Chiron trine Sun brings the core identity into easy dialogue with the healing principle. The Sun represents vitality, purpose, self-expression, and the sense of being someone in one’s own right. Chiron points to a place of sensitivity, incompleteness, or old wounding, but also to the capacity to develop insight, compassion, and healing intelligence through that very vulnerability. In a trine, these two principles support one another naturally. The person often has an instinctive ability to integrate pain into character rather than split it off from identity.
Psychologically, this aspect often suggests a selfhood that has been deepened by vulnerability rather than defeated by it. There is usually an underlying sense that one’s wounds are meaningful, workable, and capable of becoming a source of wisdom. The person may not always have had an easy life, but they often develop a way of carrying their difficulties with dignity, humor, warmth, or perspective. There can be a quiet confidence that healing is possible, not as perfection, but as greater wholeness and authenticity.
One of the strengths of this aspect is the ability to help others without losing oneself in the process. Because the Sun is involved, the healing impulse is often tied to presence, creativity, leadership, or personal example. These individuals may guide, teach, mentor, counsel, create, or simply live in a way that gives others permission to be more honest about their own pain. They often communicate reassurance not by denying suffering, but by showing that it can be metabolized into strength and self-knowledge.
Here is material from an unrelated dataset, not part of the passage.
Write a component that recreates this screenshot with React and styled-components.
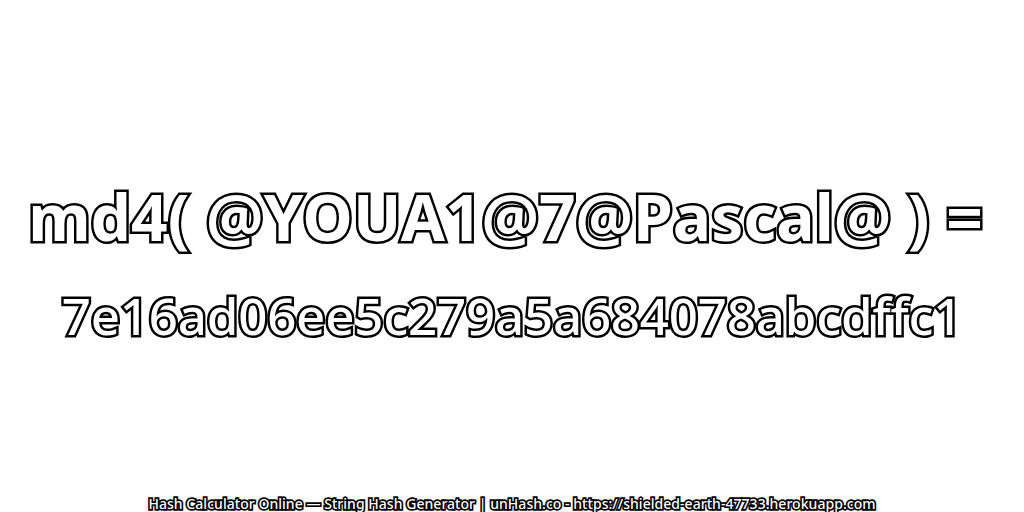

There is often a natural empathy here, but it is usually less diffuse than with strongly Neptunian signatures. The sensitivity tends to be grounded in identity: I know something about hurt, and I can remain myself in the presence of it. This can make the person especially good at encouraging resilience, restoring confidence, or helping others reconnect with their own value after setbacks, shame, or discouragement.
The challenges of this aspect are usually subtle. Because the trine operates smoothly, the person may underestimate the importance of their own healing gifts, taking them for granted. They may also become comfortable in the role of the wise or supportive one, without fully recognizing where they themselves still need care. At times, they may identify with being strong through pain and overlook the more helpless or unformed parts of themselves. The ease of the trine can also mean that the wound is integrated enough to be functional, but not always examined deeply.
In lived experience, this aspect may appear as someone whose authority carries humanity rather than hardness; someone whose creative work draws from personal struggle in a way that feels generous rather than self-dramatizing; or someone who naturally becomes a stabilizing, encouraging presence in times of crisis. It often shows an ability to turn difficult experiences into insight, purpose, or service. The person’s confidence may not come from feeling untouched by life, but from having learned that even what hurts can become part of a fuller, more radiant sense of self.